Ein Steuerberater erklärt, was man bei beachten sollte, wenn es um Kryptowährungen und Steuern geht. Sein Beitrag deckt die häufigsten Fragen auf, die ihm von Mandanten gestellt werden.

Christian Lux ist Steuerberater und Wirtschaftsprüfer. In den letzten Jahren hat er viele Mandanten zu Kryptowährungen Bitcoin und Steuern betreut. Er kennt die Fragen, die in diesem Zusammenhang üblicherweise entstehen und fasst in diesem Artikel den derzeitigen Rechtsstand zusammen.

Dabei konzentriert er sich auf Privatpersonen, weil Unternehmen in der Regeln ohnehin einen Steuerberater konsultieren.

Muss man Steuern bei Krypto-Währungen ernst nehmen – und ab wann entsteht eine Steuerpflicht?

Die klare Antwort ist JA! Man sollte Steuern bei Krypto-Währungen ernst nehmen. Zunächst ist es wichtig, zu erkennen, ob eine Privatperson mit einem Vorgang der Besteuerung unterliegt oder nicht.

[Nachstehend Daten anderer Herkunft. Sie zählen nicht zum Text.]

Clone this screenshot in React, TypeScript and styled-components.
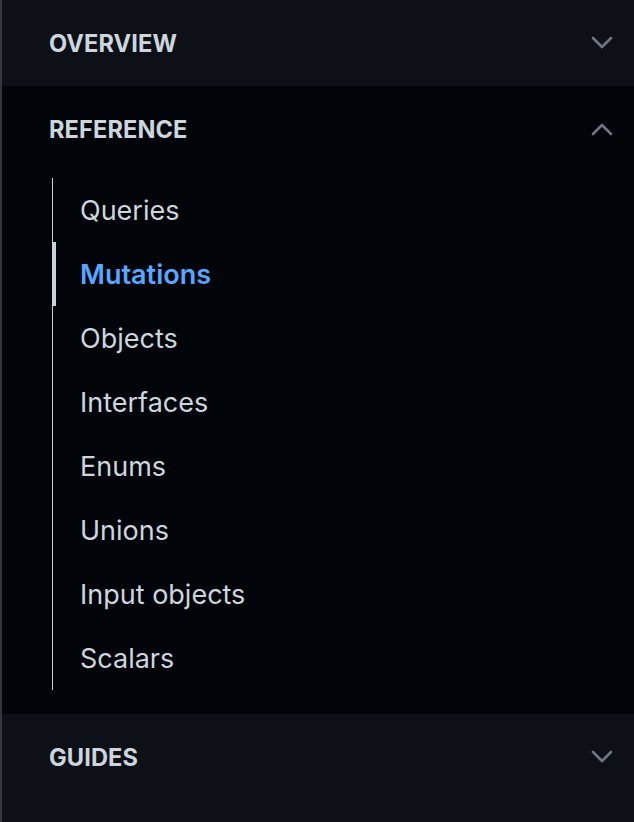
import React from "react";
import styled, { createGlobalStyle } from "styled-components";

const GlobalStyle = createGlobalStyle`
  html, body {
    margin: 0;
    padding: 0;
    background: #0d1117;
  }
  * { box-sizing: border-box; }
`;

const Sidebar = styled.nav`
  width: 634px;
  min-height: 822px;
  background: #0d1117;
  border-left: 2px solid #30363d;
  font-family: Inter, "Noto Sans", "Liberation Sans", sans-serif;
  display: flex;
  flex-direction: column;
`;

const Section = styled.section<{ $open?: boolean }>`
  background: ${(p) => (p.$open ? "#010409" : "#0d1117")};
  padding-bottom: ${(p) => (p.$open ? "24px" : "0")};
`;

const Header = styled.button`
  all: unset;
  width: 100%;
  height: 86px;
  padding: 0 20px 0 47px;
  display: flex;
  align-items: center;
  justify-content: space-between;
  cursor: pointer;
  box-sizing: border-box;
`;

const HeaderTitle = styled.span`
  font-size: 23.6px;
  font-weight: 700;
  letter-spacing: 0.1px;
  color: #cdd5dd;
  text-transform: uppercase;
`;

const List = styled.ul`
  list-style: none;
  margin: 6px 0 0 50px;
  padding: 0;
  border-left: 1px solid #c9d1d9;
`;

const Item = styled.li<{ $active?: boolean }>`
  height: 64px;
  display: flex;
  align-items: center;
  margin-left: -1px;
  border-left: ${(p) => (p.$active ? "4px solid #c9d1d9" : "1px solid transparent")};
  padding-left: ${(p) => (p.$active ? "24px" : "27px")};
  font-size: 27px;
  font-weight: ${(p) => (p.$active ? 600 : 400)};
  color: ${(p) => (p.$active ? "#58a6ff" : "#cdd5dd")};
`;

const Chevron = ({ up }: { up?: boolean }) => (
  <svg width="24" height="14" viewBox="0 0 24 14" fill="none">
    <polyline
      points={up ? "3,12 12,3 21,12" : "3,2 12,11 21,2"}
      stroke="#6e7681"
      strokeWidth="2.6"
      strokeLinecap="round"
      strokeLinejoin="round"
    />
  </svg>
);

const items = [
  "Queries",
  "Mutations",
  "Objects",
  "Interfaces",
  "Enums",
  "Unions",
  "Input objects",
  "Scalars",
];

export default function App() {
  return (
    <>
      <GlobalStyle />
      <Sidebar>
        <Section>
          <Header>
            <HeaderTitle>Overview</HeaderTitle>
            <Chevron />
          </Header>
        </Section>
        <Section $open>
          <Header>
            <HeaderTitle>Reference</HeaderTitle>
            <Chevron up />
          </Header>
          <List>
            {items.map((it) => (
              <Item key={it} $active={it === "Mutations"}>
                {it}
              </Item>
            ))}
          </List>
        </Section>
        <Section>
          <Header>
            <HeaderTitle>Guides</HeaderTitle>
            <Chevron />
          </Header>
        </Section>
      </Sidebar>
    </>
  );
}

Den Regelfall, also Kauf und Verkauf von Krypto-Währungen innerhalb eines Jahres, werden die meisten kennen. Wichtig hierbei: liegt zwischen Kauf und Verkauf von
Krypto-Beständen weniger als ein Zeit-Jahr, so liegt ein steuerpflichtiger Vorgang vor (§23 (1) Nr. 1 EStG). In diesem Fall muss man die Differenz aus Anschaffungskosten (Kaufpreis) und Verkaufspreis ermitteln. Wichtig hierbei: nicht die Nebenkosten vergessen, wie etwa die Vermittlungsgebühren. Diese mindern den Gewinn bzw. erhöhen den Verlust.

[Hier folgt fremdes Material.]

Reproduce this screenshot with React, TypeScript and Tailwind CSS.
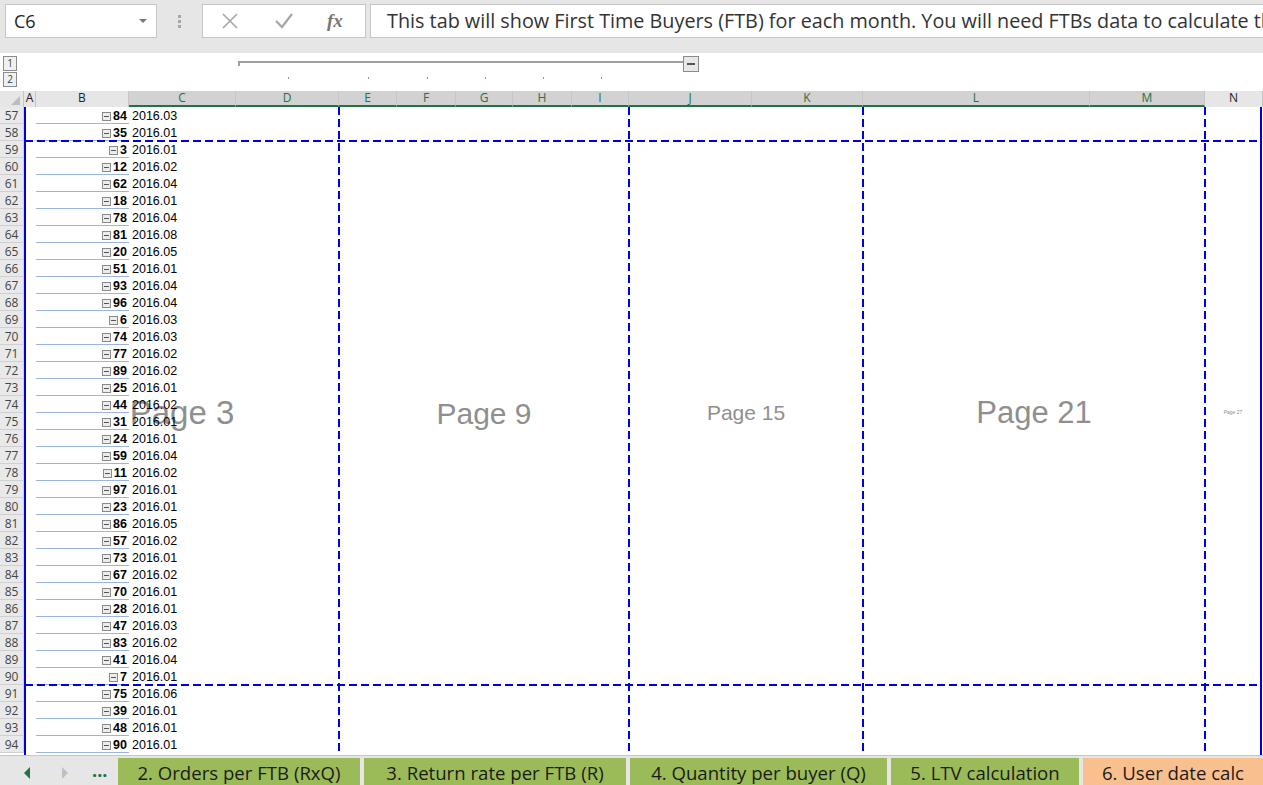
import React from 'react';

const rows: [number, number, string][] = [
  [57, 84, '2016.03'], [58, 35, '2016.01'], [59, 3, '2016.01'], [60, 12, '2016.02'],
  [61, 62, '2016.04'], [62, 18, '2016.01'], [63, 78, '2016.04'], [64, 81, '2016.08'],
  [65, 20, '2016.05'], [66, 51, '2016.01'], [67, 93, '2016.04'], [68, 96, '2016.04'],
  [69, 6, '2016.03'], [70, 74, '2016.03'], [71, 77, '2016.02'], [72, 89, '2016.02'],
  [73, 25, '2016.01'], [74, 44, '2016.02'], [75, 31, '2016.01'], [76, 24, '2016.01'],
  [77, 59, '2016.04'], [78, 11, '2016.02'], [79, 97, '2016.01'], [80, 23, '2016.01'],
  [81, 86, '2016.05'], [82, 57, '2016.02'], [83, 73, '2016.01'], [84, 67, '2016.02'],
  [85, 70, '2016.01'], [86, 28, '2016.01'], [87, 47, '2016.03'], [88, 83, '2016.02'],
  [89, 41, '2016.04'], [90, 7, '2016.01'], [91, 75, '2016.06'], [92, 39, '2016.01'],
  [93, 48, '2016.01'], [94, 90, '2016.01'],
];

const cols = [
  { l: 'A', w: 'w-[12px]', sel: false },
  { l: 'B', w: 'w-[93px]', sel: false },
  { l: 'C', w: 'w-[107px]', sel: true },
  { l: 'D', w: 'w-[103px]', sel: true },
  { l: 'E', w: 'w-[58px]', sel: true },
  { l: 'F', w: 'w-[59px]', sel: true },
  { l: 'G', w: 'w-[57px]', sel: true },
  { l: 'H', w: 'w-[59px]', sel: true },
  { l: 'I', w: 'w-[57px]', sel: true },
  { l: 'J', w: 'w-[123px]', sel: true },
  { l: 'K', w: 'w-[111px]', sel: true },
  { l: 'L', w: 'w-[227px]', sel: true },
  { l: 'M', w: 'w-[115px]', sel: true },
  { l: 'N', w: 'flex-1', sel: false },
];

const tabs = [
  { label: '2. Orders per FTB (RxQ)', w: 'w-[242px]', bg: 'bg-[#9bbb59]' },
  { label: '3. Return rate per FTB (R)', w: 'w-[262px]', bg: 'bg-[#9bbb59]' },
  { label: '4. Quantity per buyer (Q)', w: 'w-[257px]', bg: 'bg-[#9bbb59]' },
  { label: '5. LTV calculation', w: 'w-[188px]', bg: 'bg-[#9bbb59]' },
  { label: '6. User date calc', w: 'flex-1', bg: 'bg-[#fabf8f]' },
];

const vDash = 'absolute top-0 bottom-0 w-[2px] bg-[repeating-linear-gradient(to_bottom,#0000e6_0px,#0000e6_8px,transparent_8px,transparent_12px)]';
const hDash = 'absolute left-[25px] w-[1236px] h-[2px] bg-[repeating-linear-gradient(to_right,#0000e6_0px,#0000e6_8px,transparent_8px,transparent_12px)]';

const MinusBox = () => (
  <span className="inline-flex items-center justify-center w-[9px] h-[9px] border border-[#8a8a8a] bg-[#ececec] mr-[2px]">
    <span className="block w-[5px] h-px bg-[#555]" />
  </span>
);

const FormulaBar = () => (
  <div className="h-[53px] bg-[#e6e6e6] pt-[4px] flex items-start">
    <div className="ml-[5px] w-[152px] h-[34px] bg-white border border-[#c6c6c6] flex items-center justify-between pl-[8px] pr-[9px]">
      <span className="text-[18px] text-[#222]">C6</span>
      <span className="w-0 h-0 border-l-[4px] border-r-[4px] border-t-[4px] border-l-transparent border-r-transparent border-t-[#777]" />
    </div>
    <div className="w-[45px] h-[34px] flex flex-col items-center justify-center gap-[2px]">
      <span className="w-[3px] h-[3px] bg-[#a6a6a6]" />
      <span className="w-[3px] h-[3px] bg-[#a6a6a6]" />
      <span className="w-[3px] h-[3px] bg-[#a6a6a6]" />
    </div>
    <div className="w-[164px] h-[34px] bg-white border border-[#c6c6c6] flex items-center">
      <svg width="20" height="20" viewBox="0 0 20 20" className="ml-[17px]">
        <path d="M3 3 L17 17 M17 3 L3 17" stroke="#a6a6a6" strokeWidth="1.6" />
      </svg>
      <svg width="20" height="20" viewBox="0 0 20 20" className="ml-[34px]">
        <path d="M2 10 L8 16 L18 3" stroke="#a6a6a6" strokeWidth="2.2" fill="none" />
      </svg>
      <span className="ml-[33px] text-[19px] italic text-[#777] font-['Liberation_Serif',serif] font-bold">fx</span>
    </div>
    <div className="ml-[4px] flex-1 h-[34px] bg-white border border-[#c6c6c6] border-r-0 flex items-center pl-[16px] overflow-hidden">
      <span className="text-[19.8px] text-[#333] whitespace-nowrap">
        This tab will show First Time Buyers (FTB) for each month. You will need FTBs data to calculate the Lifetime Value of each cohort.
      </span>
    </div>
  </div>
);

const OutlineBand = () => (
  <div className="relative h-[38px] bg-white">
    <div className="absolute left-[3px] top-[3px] w-[14px] h-[15px] border border-[#8c8c8c] bg-[#f0f0f0] text-[10px] leading-[13px] text-center text-[#444]">1</div>
    <div className="absolute left-[3px] top-[19px] w-[14px] h-[15px] border border-[#8c8c8c] bg-[#f0f0f0] text-[10px] leading-[13px] text-center text-[#444]">2</div>
    <div className="absolute left-[238px] top-[8px] w-[446px] h-[2px] bg-[#a0a0a0]" />
    <div className="absolute left-[238px] top-[8px] w-[2px] h-[5px] bg-[#a0a0a0]" />
    <div className="absolute left-[683px] top-[3px] w-[16px] h-[16px] border border-[#8c8c8c] bg-[#e8e8e8] flex items-center justify-center">
      <span className="block w-[8px] h-[2px] bg-[#555]" />
    </div>
    {[288, 368, 427, 485, 543, 601].map((x) => (
      <div key={x} className="absolute top-[24px] w-[1px] h-[2px] bg-[#999]" style={{ left: x }} />
    ))}
  </div>
);

const ColumnHeaders = () => (
  <div className="flex h-[16px] bg-[#e6e6e6] text-[12px] leading-[14px]">
    <div className="w-[24px] relative border-r border-[#c6c6c6]">
      <span className="absolute right-[3px] bottom-[2px] w-0 h-0 [border-bottom:9px_solid_#bdbdbd] [border-left:9px_solid_transparent]" />
    </div>
    {cols.map((c) => (
      <div
        key={c.l}
        className={
          c.w +
          ' border-r border-[#c6c6c6] text-center ' +
          (c.sel ? 'bg-[#d2d2d2] text-[#217346] border-b-2 border-b-[#217346]' : 'text-[#222]')
        }
      >
        {c.l}
      </div>
    ))}
  </div>
);

const Sheet = () => (
  <div className="relative h-[648px] overflow-hidden bg-white font-['Liberation_Sans',Arial,sans-serif]">
    {/* page watermarks */}
    <div className="absolute left-[25px] top-[34px] w-[314px] h-[544px] flex items-center justify-center text-[33px] text-[#8f8f8f]">Page 3</div>
    <div className="absolute left-[339px] top-[34px] w-[290px] h-[544px] flex items-center justify-center text-[30px] text-[#8f8f8f]">Page 9</div>
    <div className="absolute left-[629px] top-[34px] w-[234px] h-[544px] flex items-center justify-center text-[21px] text-[#8f8f8f]">Page 15</div>
    <div className="absolute left-[863px] top-[34px] w-[342px] h-[544px] flex items-center justify-center text-[31px] text-[#8f8f8f]">Page 21</div>
    <div className="absolute left-[1205px] top-[34px] w-[56px] h-[544px] flex items-center justify-center text-[5px] text-[#8f8f8f]">Page 27</div>

    <div className="relative">
      {rows.map(([r, n, d]) => (
        <div key={r} className="flex h-[17px] text-[12.5px] leading-[19px]">
          <div className="w-[24px] shrink-0 bg-[#e9e9e9] border-r border-b border-[#d0d0d0] text-center text-[#444] text-[12px] font-['Open_Sans',sans-serif] leading-[18px]">
            {r}
          </div>
          <div className="w-[12px] shrink-0" />
          <div className="w-[93px] shrink-0 border-b border-[#9ab6df] flex items-center justify-end pr-[2px] pt-[2px] font-bold text-black">
            <MinusBox />
            {n}
          </div>
          <div className="w-[107px] shrink-0 pl-[3px] text-black">{d}</div>
          <div className="flex-1" />
        </div>
      ))}
    </div>

    {/* page borders */}
    <div className="absolute left-[24px] top-0 bottom-0 w-[2px] bg-[#0000e6]" />
    <div className="absolute left-[1260px] top-0 bottom-0 w-[2px] bg-[#0000e6]" />
    <div className={vDash + ' left-[338px]'} />
    <div className={vDash + ' left-[628px]'} />
    <div className={vDash + ' left-[862px]'} />
    <div className={vDash + ' left-[1204px]'} />
    <div className={hDash + ' top-[33px]'} />
    <div className={hDash + ' top-[577px]'} />
  </div>
);

const TabBar = () => (
  <div className="h-[32px] bg-[#e6e6e6] border-t border-[#c6c6c6] flex pt-[2px] font-['Open_Sans',sans-serif]">
    <div className="w-[118px] shrink-0 flex items-center">
      <span className="ml-[24px] w-0 h-0 border-t-[6px] border-b-[6px] border-r-[6px] border-t-transparent border-b-transparent border-r-[#217346]" />
      <span className="ml-[32px] w-0 h-0 border-t-[6px] border-b-[6px] border-l-[6px] border-t-transparent border-b-transparent border-l-[#c0c0c0]" />
      <span className="ml-[24px] text-[18px] font-bold text-[#217346] leading-none -mt-[6px]">...</span>
    </div>
    <div className="flex flex-1 gap-[4px]">
      {tabs.map((t) => (
        <div key={t.label} className={t.w + ' ' + t.bg + ' flex items-center justify-center text-[18.6px] text-[#1b1b1b] whitespace-nowrap'}>
          {t.label}
        </div>
      ))}
    </div>
  </div>
);

export default function App() {
  return (
    <div className="w-[1263px] h-[785px] overflow-hidden bg-white font-['Open_Sans',sans-serif]">
      <FormulaBar />
      <OutlineBand />
      <ColumnHeaders />
      <Sheet />
      <TabBar />
    </div>
  );
}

Hingegen sind Verkäufe nach einem Jahr Haltedauer steuerfrei.

Mehrere Käufe und Verkäufe – wie ist die Haltedauer zu berechnen?

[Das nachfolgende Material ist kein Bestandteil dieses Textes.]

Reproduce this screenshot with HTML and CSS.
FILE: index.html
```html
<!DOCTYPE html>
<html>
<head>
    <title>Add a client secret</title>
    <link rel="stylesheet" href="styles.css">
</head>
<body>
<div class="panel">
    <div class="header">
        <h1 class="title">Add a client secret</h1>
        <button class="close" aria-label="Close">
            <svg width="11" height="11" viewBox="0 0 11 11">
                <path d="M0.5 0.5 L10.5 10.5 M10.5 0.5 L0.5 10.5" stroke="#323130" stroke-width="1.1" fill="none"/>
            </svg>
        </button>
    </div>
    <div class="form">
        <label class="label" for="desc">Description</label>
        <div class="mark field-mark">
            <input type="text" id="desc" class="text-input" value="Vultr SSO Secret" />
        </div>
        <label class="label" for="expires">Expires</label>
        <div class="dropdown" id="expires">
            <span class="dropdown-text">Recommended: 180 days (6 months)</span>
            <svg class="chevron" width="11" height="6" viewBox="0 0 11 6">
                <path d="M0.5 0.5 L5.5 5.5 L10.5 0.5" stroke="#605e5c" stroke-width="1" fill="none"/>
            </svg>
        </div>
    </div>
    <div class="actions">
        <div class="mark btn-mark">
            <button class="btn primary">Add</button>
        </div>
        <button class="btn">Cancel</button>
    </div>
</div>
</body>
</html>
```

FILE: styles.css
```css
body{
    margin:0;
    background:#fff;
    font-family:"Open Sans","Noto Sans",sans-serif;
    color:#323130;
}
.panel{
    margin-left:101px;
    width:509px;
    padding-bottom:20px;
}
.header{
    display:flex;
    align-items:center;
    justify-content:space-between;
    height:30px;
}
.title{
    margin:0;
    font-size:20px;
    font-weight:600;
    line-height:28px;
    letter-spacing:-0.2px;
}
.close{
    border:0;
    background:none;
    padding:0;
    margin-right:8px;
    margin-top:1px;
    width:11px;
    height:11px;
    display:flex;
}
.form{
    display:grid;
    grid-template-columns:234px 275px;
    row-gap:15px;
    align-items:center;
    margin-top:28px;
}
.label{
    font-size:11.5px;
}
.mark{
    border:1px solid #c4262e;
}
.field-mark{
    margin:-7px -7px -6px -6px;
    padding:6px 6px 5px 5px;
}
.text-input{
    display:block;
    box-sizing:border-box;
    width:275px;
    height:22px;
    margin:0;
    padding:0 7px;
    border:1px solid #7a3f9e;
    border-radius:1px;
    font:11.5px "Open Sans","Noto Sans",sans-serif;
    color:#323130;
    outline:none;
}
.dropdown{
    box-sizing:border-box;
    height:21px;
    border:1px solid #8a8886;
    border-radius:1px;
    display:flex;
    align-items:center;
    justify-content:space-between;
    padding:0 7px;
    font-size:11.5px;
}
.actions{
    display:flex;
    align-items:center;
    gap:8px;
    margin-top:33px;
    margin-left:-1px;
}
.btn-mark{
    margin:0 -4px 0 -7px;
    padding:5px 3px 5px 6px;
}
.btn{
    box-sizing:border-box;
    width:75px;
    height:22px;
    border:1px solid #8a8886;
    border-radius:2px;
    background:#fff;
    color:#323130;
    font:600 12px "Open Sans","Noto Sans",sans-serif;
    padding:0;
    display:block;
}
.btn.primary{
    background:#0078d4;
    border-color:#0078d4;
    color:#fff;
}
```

Im Regelfall baut man einen Krypto-Bestand über eine gewisse Zeitdauer auf und ggfs. auch wieder ab. Es stellt sich hier die Frage, wie die einzelnen Kauf- und
Verkaufsvorgänge berücksichtigt werden müssen. Und leider ist die Antwort nicht eindeutig. Im Gesetz ist in §23 (1) Nr.2 S.3 EStG nur die Berücksichtigung bei Fremdwährungen geregelt. Da es gesetzlich nicht geregelt ist, könnte man theoretisch jedes mögliche Verfahren wählen. Um allerdings einen Ansatzpunkt zu haben, erläutere ich folgend das FiFo-Verfahren (first-in-first-out) als Anwendung des §23 (1) Nr. 2 S.3 EStG analog. Dieses Verfahren bedeutet, dass die zuerst gekauften Bestände auch als erstes verkauft werden.

Ein Beispiel:
Käufe:

2 BTC am 1.5.2018 für 7.000 Euro/BTC 2 BTC 14.000,00 Euro
2. Kauf 2 BTC am 1.7.2018 für 5.500 Euro/BTC 2 BTC 11.000,00 Euro

Verkäufe:

  1. Verkauf 1 BTC am 15.5.2019 für 7.200 Euro/BTC:
    Es wird 1 BTC aus dem Kauf vom 1.5.2018 verbraucht. Es ist mehr als ein Zeit-Jahr vergangen. Der Verkauf ist steuerfrei.
  2. Verkauf 2 BTC am 16.5.2019 für 7.300 Euro/BTC:
    Es wird 1 BTC aus dem Kauf vom 1.5.2018 verbraucht. Es ist mehr als ein Zeit-Jahr vergangen. Der Verkauf ist steuerfrei. Es wird 1 BTC aus dem Kauf vom 1.7.2018 verbraucht.
    Es ist weniger als ein Zeit-Jahr vergangen. Der Verkauf ist steuerpflichtig. Der Spekulationsgewinn beträgt: 7.300 Euro – 5.500 Euro = 1.800 Euro

Dieser Gewinn ist in der Steuererklärung in der Anlage SO anzugeben. Eine Besonderheit ist hierbei zu beachten: Die steuerliche Freigrenze von 600 Euro nach §23 (3) S.5 EStG. Liegt ein Spekulationsgewinn über alle steuerpflichtigen Verkäufe (also Gewinne und Verluste) von weniger als 600 Euro pro Kalenderjahr vor, so ist dieser Gewinn steuerfrei. Beträgt der Spekulationsgewinn innerhalb eines Kalenderjahres aus allen Rechtsgeschäften mehr als einschließlich 600 Euro, so ist dieser insgesamt steuerpflichtig. Wichtig hierbei: Es gelten alle Spekulationsgeschäfte, nicht nur aus Krypto-Währungen.

Verluste – auch erklären?

Auf jeden Fall! Liegen im Jahr 2017 steuerwirksame Verluste vor (Zwischen Ankauf und Verkauf liegt weniger als 1 Zeit-Jahr) müssen diese mit der Einkommensteuererklärung 2017 erklärt und in einem separaten Bescheid vom Finanzamt festgestellt werden.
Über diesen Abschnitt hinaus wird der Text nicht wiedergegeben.